Después de bañarla, Quetzalli vistió a Mireya con ropa calientita y suave, aplicando su loción preferida. Luego, se sentó en la mecedora y comenzó a darle pecho mientras seguía cantando:

—Este niño lindo ya quiere dormir, hazle su cunita de rosas y jazmín. Arrorró, arrorró, arrorró mi niño.

La voz de Quetzalli, combinada con el calor y la cercanía de su pecho, finalmente calmó a Mireya. Poco a poco, los sollozos de la pequeña cesaron, y sus ojos se fueron cerrando, dejándose llevar por la tranquilidad y el amor que sentía en los brazos de Quetzalli.

Mireya por fin se durmió, y Quetzalli lloraba en silencio mientras seguía meciéndola. También estaba estresada después de todo lo que había pasado.

Antoine llegó una hora más tarde, habiendo traído de México maíz que había pedido para algunos platillos. Imaginó que sus mujeres hermosas estarían en el jardín jugando, pero al subir las escaleras, escuchó sollozos apenas audibles. Abrió la puerta y vio a Quetzalli llorando con Mireya en brazos. Asustado, entró rápidamente.

—¿Qué pasó? ¿Qué tienes? ¿Por qué lloras? —preguntó con preocupación.

Quetzalli le hizo señas para que se callara. Se levantó, pero Antoine le quitó a Mireya suavemente, le dio un beso en la frente y la acomodó en la cuna. Luego, tomó las manos de Quetzalli y la llevó a la otra habitación. Ahí, Quetzalli se soltó a llorar abrazada a Antoine.

—Mi amor, no me espantes, ¿qué pasó? —le preguntó con ternura.

Quetzalli, entre llantos, comenzó a explicarle lo sucedido con su madre.

—Me dijo que era una vulgar ladrona, que estaba segura de que le había pagado a los médicos para que yo perdiera a mi bebé y para que muriera Elise —dijo Quetzalli con la voz quebrada—. No aguanté más ver sufrir a Mireya.

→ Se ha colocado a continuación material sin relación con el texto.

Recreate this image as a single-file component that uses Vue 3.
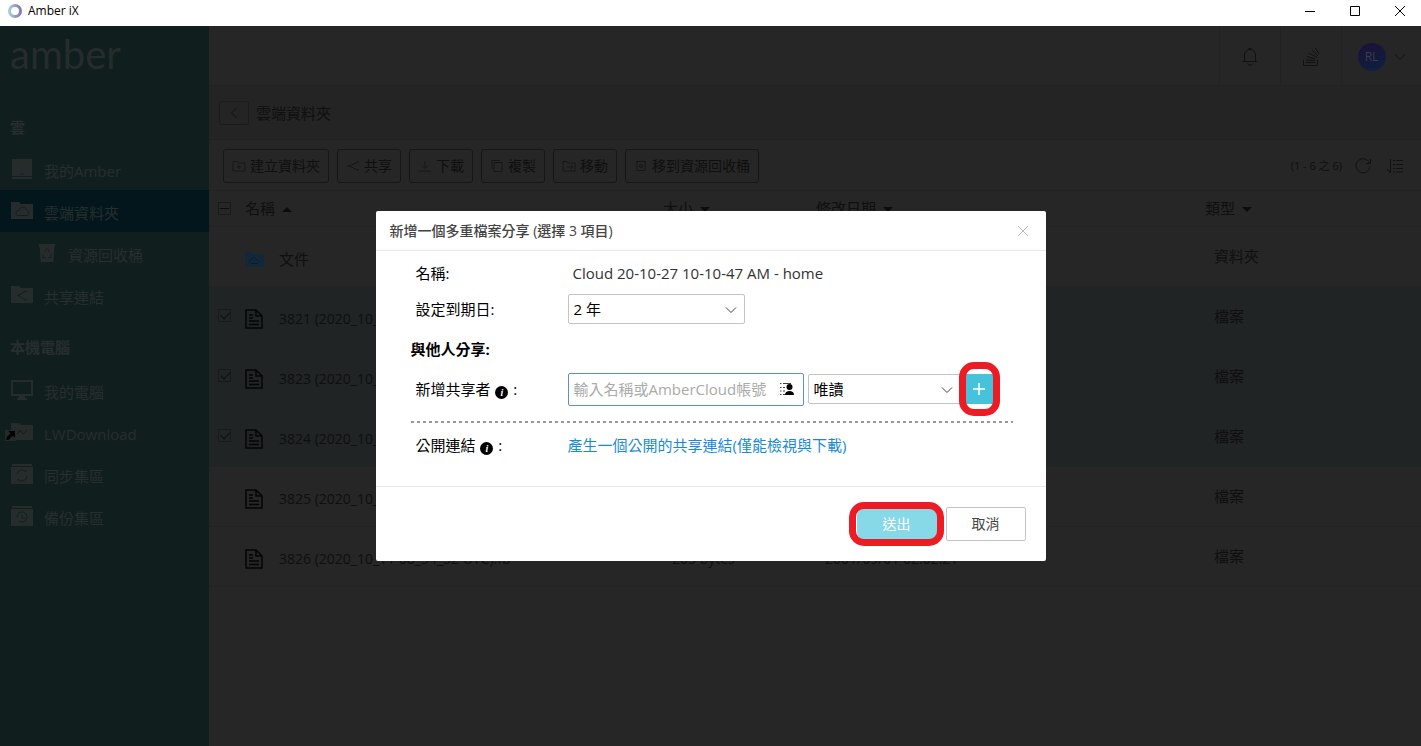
<template>
  <div class="window">

    <header class="titlebar">
      <svg class="ring" viewBox="0 0 16 16" fill="none" stroke-width="3">
        <defs>
          <linearGradient id="ringFill" x1="0" y1="0" x2="1" y2="0">
            <stop offset="0" stop-color="#a9c8e0"/>
            <stop offset="1" stop-color="#8579b5"/>
          </linearGradient>
        </defs>
        <circle cx="8" cy="8" r="5.5" stroke="url(#ringFill)"/>
      </svg>
      <span class="app-name">Amber iX</span>
      <div class="controls">
        <button aria-label="Minimize"><svg viewBox="0 0 12 12"><path d="M1 6.5h10"/></svg></button>
        <button aria-label="Maximize"><svg viewBox="0 0 12 12"><path d="M1.5 1.500h9v9h-9z"/></svg></button>
        <button aria-label="Close"><svg viewBox="0 0 12 12"><path d="M1 1l10 10M11 1L1 11"/></svg></button>
      </div>
    </header>

    <div class="shell">

      <aside class="sidebar">
        <div class="logo">amber</div>
        <nav v-for="group in groups" :key="group.title">
          <h2>{{ group.title }}</h2>
          <a
            v-for="item in group.items"
            :key="item.label"
            href="#"
            :class="{ active: item.active, sub: item.sub }"
          >
            <span class="nav-icon">
              <svg viewBox="0 0 22 20"><path :d="icons[item.icon].shape" fill-rule="evenodd"/><path class="cut" :d="icons[item.icon].cut"/></svg>
              <svg v-if="item.shortcut" class="shortcut" viewBox="0 0 10 10">
                <path d="M0 0h10v10H0z" fill="#222a2a"/>
                <path d="M3 1h6v6L7 5 3 9H1l1-3 3-3z" fill="#000"/>
              </svg>
            </span>
            <span class="nav-label">{{ item.label }}</span>
          </a>
        </nav>
      </aside>

      <main class="main">
        <div class="topbar">
          <button class="top-cell" aria-label="通知">
            <svg viewBox="0 0 18 20"><path d="M1.500 14.500h15M3.500 14.500V8a5.500 5.500 0 0 1 11 0v6.500M7.500 1.500h3M6.500 17c1 1.500 4 1.500 5 0"/></svg>
          </button>
          <button class="top-cell" aria-label="工作">
            <svg viewBox="0 0 18 20"><path d="M1.500 13v5.500h14V13M4 15.500h9M4 13l9 .5M5 9.500l8.500 2.500M7 6l8 4.500M10 3l6 6M13.500 1l3.500 6"/></svg>
          </button>
          <button class="top-cell account">
            <span class="avatar">RL</span>
            <svg class="chevron" viewBox="0 0 12 8"><path d="M1 1.500l5 5 5-5"/></svg>
          </button>
        </div>

        <div class="crumbs">
          <button class="back" aria-label="返回"><svg viewBox="0 0 8 12"><path d="M6.500 1L1.500 6l5 5"/></svg></button>
          <h1>雲端資料夾</h1>
        </div>

        <div class="toolbar">
          <button v-for="tool in tools" :key="tool.label" class="tool">
            <svg viewBox="0 0 14 12"><path :d="tool.icon"/></svg>
            <span>{{ tool.label }}</span>
          </button>
          <span class="count">(1 - 6 之 6)</span>
          <button class="plain" aria-label="重新整理">
            <svg viewBox="0 0 18 18"><path d="M15.500 6A7 7 0 1 0 16 9.500M16.500 2v4.500H12"/></svg>
          </button>
          <button class="plain" aria-label="排序">
            <svg viewBox="0 0 18 18"><path d="M4.500 2v14M1 12l3.500 4M7 3.500h2M10 3.500h7M7 7.500h2M10 7.500h7M7 11.500h2M10 11.500h7M7 15h2M10 15h7"/></svg>
          </button>
        </div>

        <table class="files">
          <thead>
            <tr>
              <th class="col-check"><input type="checkbox" class="minus" aria-label="全選"></th>
              <th>名稱<i class="arrow up"></i></th>
              <th class="col-size">大小<i class="arrow"></i></th>
              <th class="col-date">修改日期<i class="arrow"></i></th>
              <th class="col-type">類型<i class="arrow"></i></th>
            </tr>
          </thead>
          <tbody>
            <tr v-for="file in files" :key="file.name" :class="{ picked: file.picked }">
              <td class="check"><input v-if="file.picked" type="checkbox" checked :aria-label="file.name"></td>
              <td>
                <div class="name">
                  <svg v-if="file.folder" class="folder" viewBox="0 0 20 20">
                    <path d="M0 3h7l2 2h10v13H0z"/>
                    <path class="cloud" d="M6 14.500h7M4 13l5-5 5 5"/>
                  </svg>
                  <svg v-else class="doc" viewBox="0 0 20 20">
                    <path d="M1 1h10l6 6v12H1zM11 1v6h6M4 6h4M4 9h4M4 12h10M4 15.500h10"/>
                  </svg>
                  <span :class="{ latin: !file.folder }">{{ file.name }}</span>
                </div>
              </td>
              <td class="latin">{{ file.size }}</td>
              <td class="latin">{{ file.date }}</td>
              <td>{{ file.folder ? '資料夾' : '檔案' }}</td>
            </tr>
          </tbody>
        </table>
      </main>

      <div class="overlay">
        <form class="dialog" role="dialog" aria-labelledby="dialogTitle" @submit.prevent>
          <div class="dialog-head">
            <h2 id="dialogTitle">新增一個多重檔案分享 (選擇 3 項目)</h2>
            <button type="button" class="close" aria-label="關閉">
              <svg viewBox="0 0 12 12"><path d="M1 1l10 10M11 1L1 11"/></svg>
            </button>
          </div>

          <div class="dialog-body">
            <div class="field">
              <span class="label">名稱:</span>
              <span class="share-name">Cloud 20-10-27 10-10-47 AM - home</span>
            </div>
            <div class="field">
              <label class="label" for="expire">設定到期日:</label>
              <div class="select expire">
                <select id="expire"><option>2 年</option></select>
                <svg viewBox="0 0 12 8"><path d="M1 1.500l5 5 5-5"/></svg>
              </div>
            </div>
            <h3>與他人分享:</h3>
            <div class="field">
              <label class="label" for="sharer">新增共享者 <i class="info">i</i> :</label>
              <div class="sharer">
                <input id="sharer" type="text" placeholder="輸入名稱或AmberCloud帳號">
                <svg viewBox="0 0 16 14">
                  <path d="M1 1.500h1.500M4 1.500h8M1 5.500h1.500M4 5.500h2M1 9h1.500M4 9h2M1 12.500h1.500M4 12.500h2" stroke="#444" stroke-width="1.200"/>
                  <circle cx="10.500" cy="5" r="3"/>
                  <path d="M6 13c0-3 2-4 4.500-4s4.500 1 4.500 4z"/>
                </svg>
              </div>
              <div class="select access">
                <select aria-label="權限"><option>唯讀</option></select>
                <svg viewBox="0 0 12 8"><path d="M1 1.500l5 5 5-5"/></svg>
              </div>
              <button type="button" class="add marked" aria-label="新增">
                <svg viewBox="0 0 14 14"><path d="M7 1v12M1 7h12"/></svg>
              </button>
            </div>
            <div class="dashes"></div>
            <div class="field">
              <span class="label">公開連結 <i class="info">i</i> :</span>
              <a class="public-link" href="#">產生一個公開的共享連結(僅能檢視與下載)</a>
            </div>
          </div>

          <div class="dialog-foot">
            <button type="submit" class="submit marked">送出</button>
            <button type="button" class="cancel">取消</button>
          </div>
        </form>
      </div>

    </div>
  </div>
</template>

<script setup>
const folder = 'M0 1h8l2 2h12v15H0z'

const icons = {
  drive: { shape: 'M1 0h20v20H1z', cut: 'M1 17.500h20M9 15h4' },
  cloud: { shape: folder, cut: 'M7 14.500h8a2.500 2.500 0 0 0 1-5c-1-4-7-5-8 0a2.500 2.500 0 0 0-1 5z' },
  bin: { shape: 'M2 0h18v3H2zM3 3h16l-1 17H4z', cut: 'M8 9l3-4 3 4M15 11l1 4h-4M10 15H6l1-4' },
  share: { shape: folder, cut: 'M15 6l-8 4.500 8 4.500M14 6h2M6 10.500h2M14 15h2' },
  computer: { shape: 'M0 0h22v16h-8v2h2v2H6v-2h2v-2H0zM2 2v12h18V2z', cut: '' },
  link: { shape: folder, cut: 'M6 12l3-3 3 3 4-4M7 9h4' },
  sync: { shape: 'M1 0h20v2H1zM0 3h22v17H0z', cut: 'M6 10a5 5 0 0 1 9-2v-2M16 12a5 5 0 0 1-9 3v2' },
  backup: { shape: 'M1 0h20v2H1zM0 3h22v17H0z', cut: 'M6 11a5 5 0 1 1 2 4M11 8v4h3' }
}

const groups = [
  {
    title: '雲',
    items: [
      { label: '我的Amber', icon: 'drive' },
      { label: '雲端資料夾', icon: 'cloud', active: true },
      { label: '資源回收桶', icon: 'bin', sub: true },
      { label: '共享連結', icon: 'share' }
    ]
  },
  {
    title: '本機電腦',
    items: [
      { label: '我的電腦', icon: 'computer' },
      { label: 'LWDownload', icon: 'link', shortcut: true },
      { label: '同步集區', icon: 'sync' },
      { label: '備份集區', icon: 'backup' }
    ]
  }
]

const tools = [
  { label: '建立資料夾', icon: 'M1 1.500h4l1 1.500h7v8H1zM7 5v4M5 7h4' },
  { label: '共享', icon: 'M12 2L3 6l9 4M1 6h3M11 2h2M11 10h2' },
  { label: '下載', icon: 'M7 1v7M4 5.500l3 3 3-3M1 11h12' },
  { label: '複製', icon: 'M4 2.500h8v9H4zM2 9V.500h8' },
  { label: '移動', icon: 'M1 1.500h4l1 1.500h7v8H1zM5 7h6M9 5l2 2-2 2' },
  { label: '移到資源回收桶', icon: 'M2 1.500h10M3 1.500v9h8v-9M5.500 6a1.500 1.500 0 1 0 3 0 1.500 1.500 0 1 0-3 0' }
]

const stamp = '2001/09/01 02:02:21'

const files = [
  { name: '文件', folder: true },
  { name: '3821 (2020_10_11 08_54_52 UTC).fb', size: '205 bytes', date: stamp, picked: true },
  { name: '3823 (2020_10_11 08_54_52 UTC).fb', size: '205 bytes', date: stamp, picked: true },
  { name: '3824 (2020_10_11 08_54_52 UTC).fb', size: '205 bytes', date: stamp, picked: true },
  { name: '3825 (2020_10_11 08_54_52 UTC).fb', size: '205 bytes', date: stamp },
  { name: '3826 (2020_10_11 08_54_52 UTC).fb', size: '205 bytes', date: stamp }
]
</script>

<style>
body {
  background: #262626;
}
</style>

<style scoped>
.window {
  min-height: 100vh;
  display: flex;
  flex-direction: column;
  font-family: 'Open Sans', 'Noto Sans CJK TC', sans-serif;
  font-size: 15px;
  line-height: 20px;
  color: #0f0f0f;
}

.window * { box-sizing: border-box; }

button {
  font: inherit;
  color: inherit;
  background: none;
  border: 0;
  padding: 0;
  cursor: pointer;
}

svg {
  display: block;
  flex: none;
}

h1, h2, h3 {
  margin: 0;
  font-size: 15px;
  font-weight: 400;
}

/* Title bar */
.titlebar {
  display: flex;
  align-items: center;
  height: 26px;
  padding: 0 11px 5px 7px;
  gap: 5px;
  background: #fff;
  color: #000;
  font-size: 12px;
}

.ring { width: 16px; height: 16px; }

.controls {
  display: flex;
  gap: 33px;
  margin-left: auto;
  margin-right: 4px;
}

.controls svg {
  width: 12px;
  height: 12px;
  fill: none;
  stroke: #000;
}

.shell {
  position: relative;
  flex: 1;
  display: flex;
}

/* Sidebar */
.sidebar {
  width: 209px;
  flex: none;
  background: #111e1e;
  color: #272e2e;
}

.logo {
  height: 80px;
  padding: 8px 10px;
  font-family: Lato, sans-serif;
  font-size: 40px;
  line-height: 40px;
  color: #252c2c;
}

.sidebar h2 {
  padding: 11px 10px;
  font-weight: 700;
}

.sidebar nav + nav h2 { padding: 21px 10px 12px; }

.sidebar a {
  display: flex;
  align-items: center;
  gap: 11px;
  height: 42px;
  padding: 0 11px;
  color: inherit;
  text-decoration: none;
}

.sidebar a.active { background: #03161b; }

.sidebar a.sub { padding-left: 37px; }

.nav-label { padding-top: 4px; }

.nav-icon { position: relative; }

.nav-icon svg {
  width: 22px;
  height: 20px;
  fill: #262c2c;
}

.sub .nav-icon svg { width: 20px; }

.nav-icon .cut {
  fill: none;
  stroke: #151e1e;
}

.nav-icon .shortcut {
  position: absolute;
  left: -6px;
  bottom: 1px;
  width: 11px;
  height: 11px;
}

/* Main area */
.main {
  flex: 1;
  min-width: 0;
}

.main svg {
  fill: none;
  stroke: #111;
}

.topbar {
  display: flex;
  justify-content: flex-end;
  height: 60px;
  border-bottom: 1px solid #212121;
}

.top-cell {
  display: flex;
  align-items: center;
  justify-content: center;
  width: 61px;
  padding-top: 2px;
  border-left: 1px solid #222;
}

.top-cell svg { width: 18px; height: 20px; }

.account { width: 80px; gap: 8px; }

.avatar {
  width: 28px;
  height: 28px;
  border-radius: 50%;
  background: linear-gradient(160deg, #1b1038, #0e2140);
  color: #3c3c4a;
  font-size: 12px;
  line-height: 28px;
}

.main .chevron { width: 12px; height: 8px; }

.crumbs {
  display: flex;
  align-items: center;
  gap: 7px;
  height: 54px;
  padding-left: 10px;
  background: #242424;
  border-bottom: 1px solid #212121;
}

.back {
  display: flex;
  align-items: center;
  justify-content: center;
  width: 30px;
  height: 24px;
  border: 1px solid #1c1c1c;
  border-radius: 2px;
}

.back svg { width: 8px; height: 12px; }

.toolbar {
  display: flex;
  align-items: center;
  gap: 8px;
  height: 51px;
  padding: 2px 17px 0 14px;
  border-bottom: 1px solid #222;
}

.tool {
  display: flex;
  align-items: center;
  gap: 4px;
  height: 34px;
  padding: 0 8px;
  border: 1px solid #171717;
  border-radius: 3px;
  font-size: 14px;
  white-space: nowrap;
}

.tool svg { width: 14px; height: 12px; stroke: #161616; }

.count {
  margin-left: auto;
  margin-right: 4px;
  font-size: 11px;
}

.plain svg { width: 18px; height: 18px; }

.plain + .plain { margin-left: 6px; }

/* File list */
.files {
  width: 100%;
  table-layout: fixed;
  border-collapse: collapse;
}

.files th {
  height: 35px;
  padding: 0;
  text-align: left;
  font-weight: 400;
  border-bottom: 1px solid #222;
}

.col-check { width: 36px; }
.col-size { width: 153px; }
.col-date { width: 389px; }
.col-type { width: 216px; }

.arrow {
  display: inline-block;
  margin-left: 7px;
  vertical-align: 2px;
  border: 5px solid transparent;
  border-top-color: #0c0c0c;
  border-bottom: 0;
}

.arrow.up {
  border: 5px solid transparent;
  border-bottom-color: #0c0c0c;
  border-top: 0;
}

.files td {
  height: 60px;
  padding: 0 0 0 9px;
  border-bottom: 1px solid #232323;
}

.files td:nth-child(2) { padding: 5px 0 0; }

.files td.latin { padding-top: 5px; }

.files td.check { padding-bottom: 2px; }

.files th.col-check { padding-left: 9px; }

.picked { background: #202425; }

.files .picked td { border-color: #202425; }

.files input {
  appearance: none;
  display: block;
  width: 13px;
  height: 13px;
  margin: 0;
  border: 1px solid #1a1a1a;
  position: relative;
}

.files input:checked::after {
  content: '';
  position: absolute;
  left: 2px;
  top: 2px;
  width: 8px;
  height: 4px;
  border: solid #101010;
  border-width: 0 0 1px 1px;
  transform: rotate(-45deg);
}

.files .minus::after {
  content: '';
  position: absolute;
  left: 1px;
  right: 1px;
  top: 5px;
  border-top: 1px solid #0c0c0c;
}

.latin { font-size: 14px; }

.name {
  display: flex;
  align-items: center;
  gap: 14px;
}

.name svg { width: 20px; height: 20px; }

.name .doc { stroke: #050505; stroke-width: 1.5; }

.name .folder { fill: #12283a; stroke: none; }

.name .cloud { fill: none; stroke: #0d1c2a; }

/* Share dialog */
.overlay {
  position: absolute;
  inset: 0;
  display: flex;
  align-items: center;
  justify-content: center;
}

.dialog {
  width: 670px;
  max-width: 100%;
  border-radius: 2px;
  background: #fff;
  color: #000;
}

.dialog-head {
  display: flex;
  align-items: center;
  justify-content: space-between;
  height: 40px;
  padding: 0 17px 0 14px;
  border-bottom: 1px solid #e8e8e8;
}

.dialog-head h2 {
  font-size: 14px;
  font-weight: 500;
  color: #444;
}

.close svg {
  width: 12px;
  height: 12px;
  fill: none;
  stroke: #bbb;
}

.dialog-body { padding: 4px 33px 23px 35px; }

.field {
  display: flex;
  align-items: center;
  min-height: 36px;
  padding-left: 5px;
}

.label { width: 152px; }

.share-name {
  padding-left: 5px;
  color: #333;
}

.info {
  display: inline-block;
  width: 13px;
  height: 13px;
  margin: 0 1px;
  border-radius: 50%;
  background: #000;
  color: #fff;
  font: italic 700 10px/13px 'Liberation Serif', serif;
  text-align: center;
  vertical-align: -1px;
}

.select { position: relative; }

.select select {
  appearance: none;
  width: 100%;
  height: 30px;
  padding: 0 5px;
  border: 1px solid #c4c4c4;
  border-radius: 2px;
  background: #fff;
  color: #000;
  font: inherit;
}

.select svg {
  position: absolute;
  right: 8px;
  top: 12px;
  width: 12px;
  height: 8px;
  fill: none;
  stroke: #444;
  pointer-events: none;
}

.expire { width: 177px; }

.access {
  width: 158px;
  margin-left: 4px;
}

.access svg { right: 13px; }

.dialog h3 {
  padding: 12px 0;
  font-weight: 700;
}

.sharer {
  display: flex;
  align-items: center;
  width: 236px;
  height: 33px;
  padding: 0 8px 0 5px;
  border: 1px solid #5b8fd0;
  border-radius: 2px;
}

.sharer input {
  flex: 1;
  min-width: 0;
  padding: 0;
  border: 0;
  outline: 0;
  background: none;
  font: inherit;
}

.sharer input::placeholder { color: #aaa; }

.sharer svg { width: 16px; height: 14px; }

.add {
  display: flex;
  align-items: center;
  justify-content: center;
  width: 27px;
  height: 30px;
  background: #46c3da;
}

.add svg {
  width: 14px;
  height: 14px;
  fill: none;
  stroke: #fff;
  stroke-width: 1.5;
}

/* Red frame round the highlighted buttons */
.marked { position: relative; }

.marked::after {
  content: '';
  position: absolute;
  border: 7px solid #ec1c24;
  border-radius: 15px;
}

.add.marked::after { inset: -12px -7px; }

.submit.marked::after { inset: -6px -7px -6px -8px; }

.dashes {
  height: 2px;
  margin: 14px 0 4px;
  background: repeating-linear-gradient(90deg, #999 0 3px, transparent 3px 6px);
}

.public-link {
  color: #1a8ad8;
  text-decoration: none;
}

.dialog-foot {
  display: flex;
  justify-content: flex-end;
  align-items: center;
  gap: 9px;
  height: 75px;
  padding: 0 20px;
  border-top: 1px solid #e8e8e8;
}

.submit {
  width: 80px;
  height: 32px;
  border-radius: 8px;
  background: #88d9e7;
  color: #fff;
  font-size: 14px;
}

.cancel {
  width: 80px;
  height: 34px;
  border: 1px solid #c4c4c4;
  border-radius: 2px;
  color: #444;
  font-size: 14px;
}
</style>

—Tranquila, mi amor —dijo Antoine, aunque por dentro le hervía la sangre del coraje—. Tendré que hablar con mi madre. Ella tiene prohibida la entrada a nuestra casa. ¿Cómo pudo decirte eso?

—Ella es la abuelita de Mireya —decía Quetzalli, hipando mientras seguía llorando.

—No me importa. Está en riesgo la estabilidad de ustedes dos, y mi niña no tiene que aguantar las malas vibras de mi madre. Lo siento tanto, mi amor, ya no llores. Anda, vamos a bañarnos y descansemos —le dijo Antoine, tratando de calmarla.

—Perdona por llegar tarde. Pero mañana no iré a trabajar para estar con ustedes —añadió Antoine.

Quetzalli dijo que no había problema asintió y se fue a bañar, mientras Antoine también se bañaba en su habitación.

Una vez todos bañados, levantaron a Mireya de la cuna y se fueron a dormir juntos. Era temprano, pero con todo lo sucedido, sabían que dormirían profundamente. Quetzalli, aún llorando, se quedó dormida mientras Antoine le hacía cariños en la espalda. Mireya, abrazada a Quetzalli en medio de los dos, también suspiraba por haber llorado tanto.

Antoine estaba más que molesto. Era su madre, sí, pero jamás permitiría que lastimara a su hija, y ahora a la mujer que pensaba convertir en su esposa. Eso jamás lo permitiría. Mientras pensaba en cómo decirle a su madre que ya no la quería ahí, se quedó también dormido, decidido a proteger a su familia y luchar por la paz en su hogar.